When I eat out and find something tasty, I always think how I can recreate it at home using easily accessible ingredients.
Tom Kha Gai was one of the dishes. I always loved this spicy and creamy Thai Chicken Coconut Soup and wanted to make it at home. The problem was galangal and lemongrass, which are not really common here in Australia. I tried a few attempts using common ingredients, which were “Good”, not “Delicious”.
And, a couple weeks ago, I suddenly made the “Delicious” version of Tom Kha! I seriously do not know what happened, but it came out really GREAT!
In this recipe, I use lemon rind and ginger instead of lemongrass and galangal.
This Tom Kha Gai has a lot of veggies, so that a bowl of this soup becomes a complete meal.
Hope you enjoy this super easy Tom Kha Gai.
Ingredients (Serving 4):
1 Chicken Breast – cut into chunks
1 teaspoon of Cooking Sake (or White wine)
2 teaspoons of Fish Sauce
A pinch of Sea Salt
50ml Cooking Sake (or White wine)
1 Lemon and the Rind
1 leaf of Kaffir Lime
15g of Ginger – peeled and cut into julienne
2 cloves of Garlic – finely chopped
1 bird’s eye chili- finely sliced (remove seeds if you prefer not hot)
A pinch of Sea Salt
1 Tablespoon of Fish Sauce
270ml good quality Coconut Cream
5 leaves of Basil – sliced
For Vegetables – any veggies left in the fridge will be fine! These are what I used;
1 Onion – sliced
6 Mushrooms – cut into 4
100g Green Beans
8 Okra – trim the head and cut lengthwise into half
1/2 Red Capsicum – cut into strips
6 Brussel Sprouts – cut into half
- In a small bowl, marinade chicken breast with cooking sake, fish sauce and a pinch of sea salt for about 20 minutes.
- In a large pot, place water, cooking sake, lemon rind, kaffir lime leaves, ginger, garlic and chili. Bring it to boil. Reduce the heat once it is boiled and simmer it for 20 minutes to make the broth fragrant.
- Add the marinaded chicken (Method 1) including the liquid into the pot.
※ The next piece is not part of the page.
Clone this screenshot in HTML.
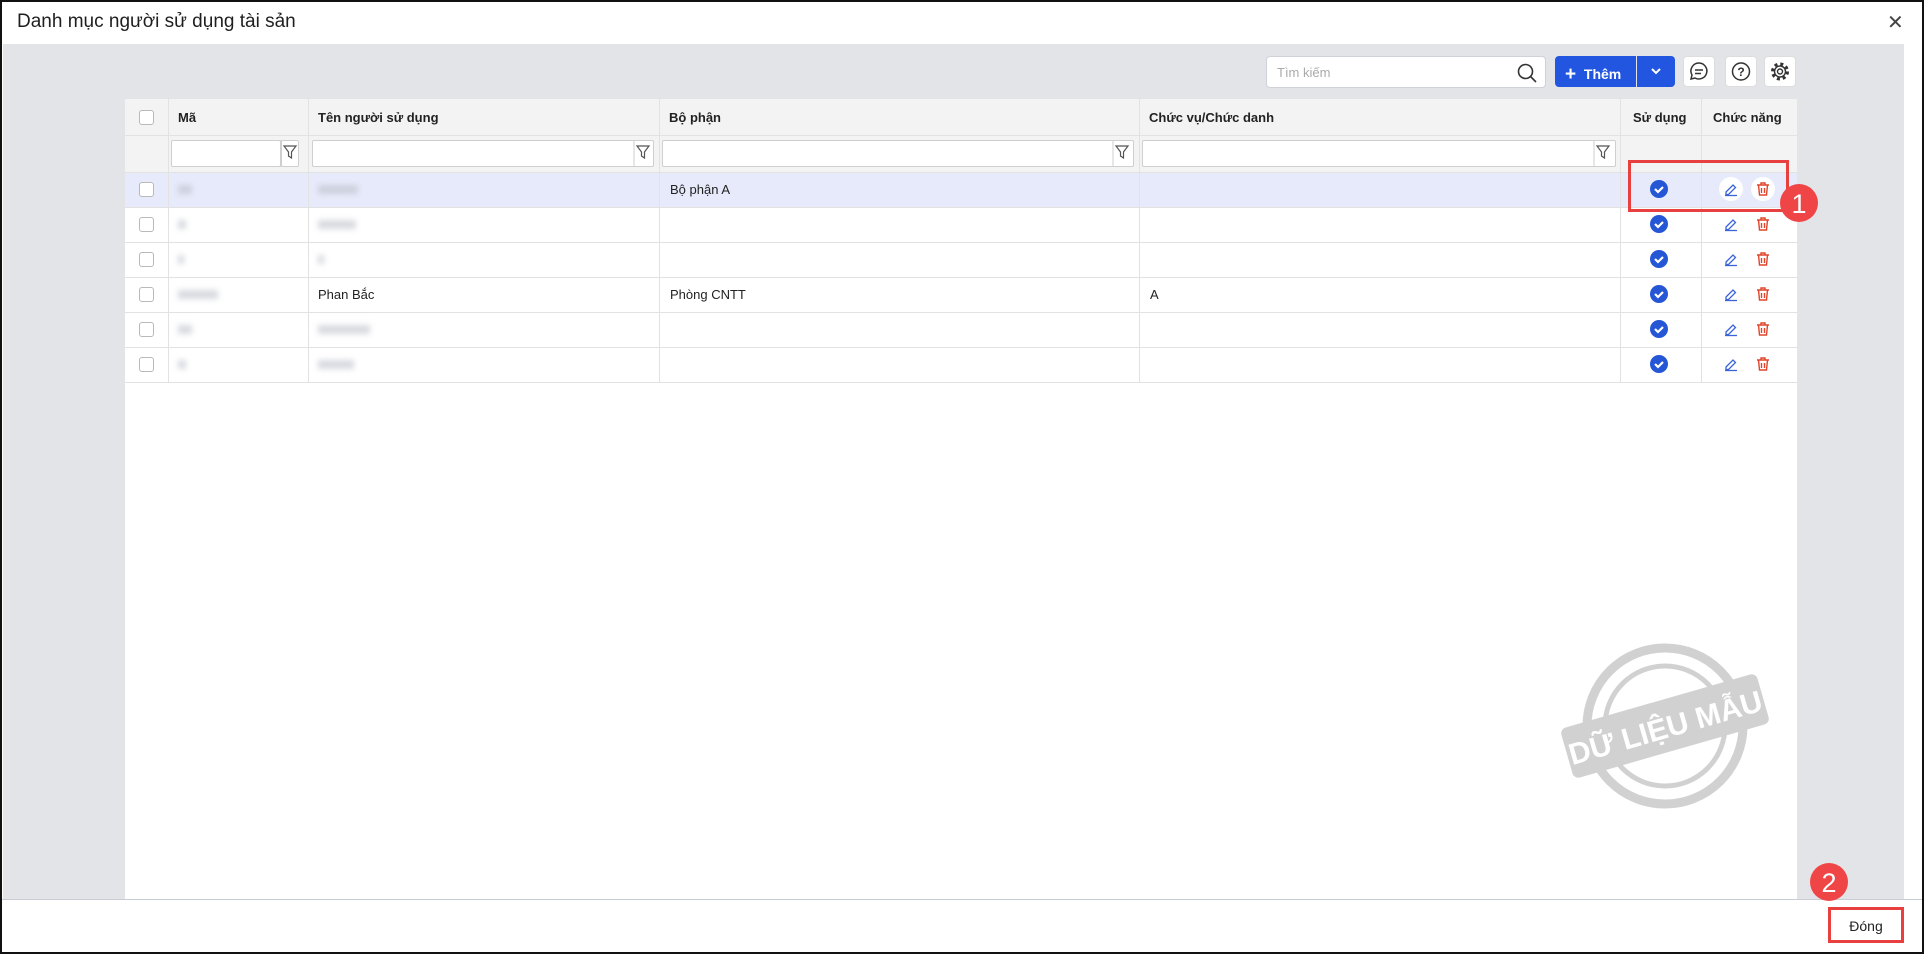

Cook it for 5 minutes.
- Add all vegetables (except beansprout) into the pot and a pinch of sea salt. Cook it for about 10 minutes or until the brussel sprouts are cooked.
- Remove the lemon rind, kaffir lime leaves. Add 1 tablespoon of fish sauce, coconut cream and basil leaves. Squeeze 1/4 of lemon and simmer it for another 5 minutes.
- Place 1/4 beansprouts in each serving bowl. Pour the Tom Kha Gai over the the beansprouts. Serve while hot with lemon wedges.